Rapid globalization across many fields is causing dramatic changes in the engineering profession, influencing the manner in which products are invented, designed, and manufactured (Polczynski, 2006). Outsourcing engineering services to developing countries is now commonplace. However, data from the Institute of International Education (2006) shows that, among the students going abroad on international educational experiences, engineering ranks in the bottom three disciplines. The synchronization of engineering education outcomes with the profession’s evolution is critical if graduates are to be successful on a global stage.

Updated standards for engineering degree programs reflect this need by expanding the traditional toolbox of engineering technical skills to include soft-skill proficiencies. Specifically, “an ability to function on multi-disciplinary teams … design a system, component, or process to meet desired needs within realistic constraints such as economic, environmental, social, political, ethical, and sustainability … and the broad education necessary to understand the impact of engineering solutions in a global, economic, environmental, and societal context” are current ABET (Accreditation Board for Engineering and Technology, 2000) outcome criteria.
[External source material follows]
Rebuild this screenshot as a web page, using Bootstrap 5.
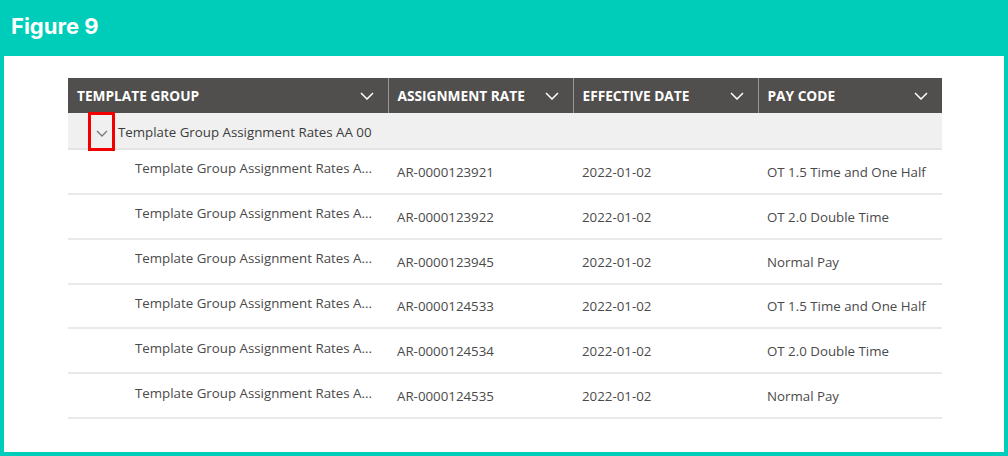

It is a difficult challenge to implement these soft-skill experiences in a meaningful way in the classroom in a curriculum that is already full. The international engineering service learning experience provides an excellent opportunity to develop these skills and prepare students for the challenges of modern engineering.

 

International Service Learning Benefits

International service learning can have a profound effect on students, faculty, and those with whom they collaborate, with spillover effects for faculty recruiters, advisers, peers, and their home institutions. Furthermore, a proportionally higher number of women and honors students participate in service engagement than are represented in the general engineering student body. The benefits of global experiences for students include development of leadership, teaming, management, communication, and cross-cultural skills; flexibility, adaptability, maturity, independence, and the ability to analyze, adjust to, and appreciate local customs and cultural contexts; and the acquisition of a global perspective, appreciation of the societal implication of their work, and the satisfaction of working with a client to take an international community project from conception and planning through installation. Experience abroad forces students to deal constructively with cultural differences and situations they would not otherwise face.

UA engineering students discuss drinking water problems with a village leader in El Chino, Peru.

 

The International Engineering Service Learning Program at The University of Alabama was established to incorporate these opportunities for growth into the student learning experience to prepare students for the challenges of the modern engineering profession. It does this by getting students ready to serve as effective, en gaged, and ethical professionals by promoting and supporting student engagement in meaningful service for academic credit through two University of Alabama centers, the Center for Ethics and Social Responsibility and the Center for Community-Based Partnerships. These centers provide administrative and seed-funding support to promote student engagement in service learning.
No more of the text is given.